Koalisi sipil di Indonesia gencar mendesak revisi Undang-Undang Peradilan Militer untuk memindahkan yurisdiksi tindak pidana umum yang dilakukan anggota militer ke peradilan umum.
Keadilan adalah hak setiap warga negara, tanpa terkecuali. Namun, bagaimana jika sistem hukum yang seharusnya melindungi justru menciptakan celah diskriminasi? Inilah pertanyaan besar yang mengemuka seiring dengan desakan keras dari berbagai koalisi sipil di Indonesia untuk merevisi Undang-Undang Nomor 31 Tahun 1997 tentang Peradilan Militer. Bukan tanpa alasan, dorongan ini datang dari keprihatinan mendalam terhadap sejumlah kasus yang dinilai mengusik rasa keadilan publik, di mana anggota militer yang melakukan tindak pidana umum justru diadili oleh peradilan militer, bukan peradilan umum.

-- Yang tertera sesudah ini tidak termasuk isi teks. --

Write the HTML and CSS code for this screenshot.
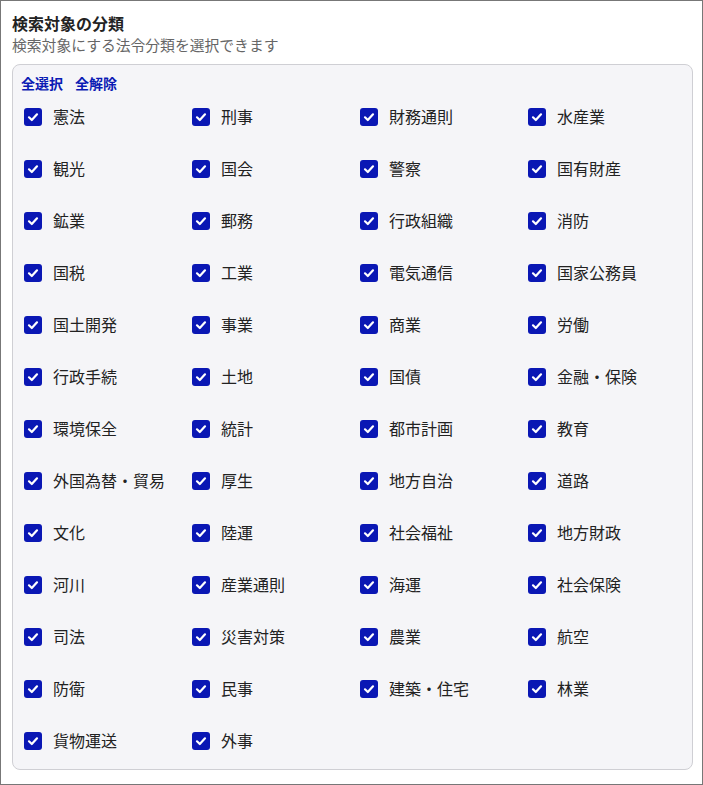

Mengapa isu ini begitu penting dan mendesak? Apa yang sebenarnya diperjuangkan oleh koalisi sipil, dan mengapa reformasi hukum ini bisa berdampak signifikan bagi masa depan demokrasi dan supremasi sipil di Indonesia? Mari kita selami lebih dalam polemik yang krusial ini.
Mengapa Isu Ini Begitu Mendesak? Akar Masalah UU Peradilan Militer yang Lama
Undang-Undang Peradilan Militer tahun 1997 adalah warisan dari era yang berbeda, yang kini dianggap tidak lagi relevan dengan semangat reformasi dan prinsip negara hukum demokratis. Inti permasalahan utamanya adalah adanya dualisme hukum dan yurisdiksi yang tumpang tindih. Dalam sistem saat ini, anggota militer yang melakukan tindak pidana umum—seperti korupsi, pencurian, kekerasan, atau bahkan pembunuhan—tetap diadili di lingkungan peradilan militer, terpisah dari sistem peradilan umum yang berlaku bagi warga sipil.
Fenomena ini menimbulkan beberapa kritik fundamental:
* Kurangnya Transparansi dan Akuntabilitas: Peradilan militer seringkali dianggap kurang transparan dibandingkan peradilan umum. Proses persidangan yang tertutup, kurangnya akses publik, dan prosedur yang berbeda menyulitkan pengawasan dari masyarakat dan lembaga independen. Hal ini berpotensi membuka ruang bagi praktik impunitas atau putusan yang tidak adil.
* Potensi Konflik Kepentingan: Hakim di peradilan militer adalah anggota militer itu sendiri. Meskipun memiliki integritas, ada kekhawatiran mengenai potensi konflik kepentingan atau solidaritas korps yang bisa mempengaruhi objektivitas putusan, terutama dalam kasus yang melibatkan rekan atau atasan.
* Pengecualian Prinsip Persamaan di Mata Hukum: Konstitusi Indonesia secara tegas menyatakan bahwa setiap warga negara memiliki kedudukan yang sama di mata hukum. Namun, keberadaan peradilan militer yang mengadili tindak pidana umum bagi anggota militer dianggap melanggar prinsip ini, menciptakan kelas hukum yang berbeda.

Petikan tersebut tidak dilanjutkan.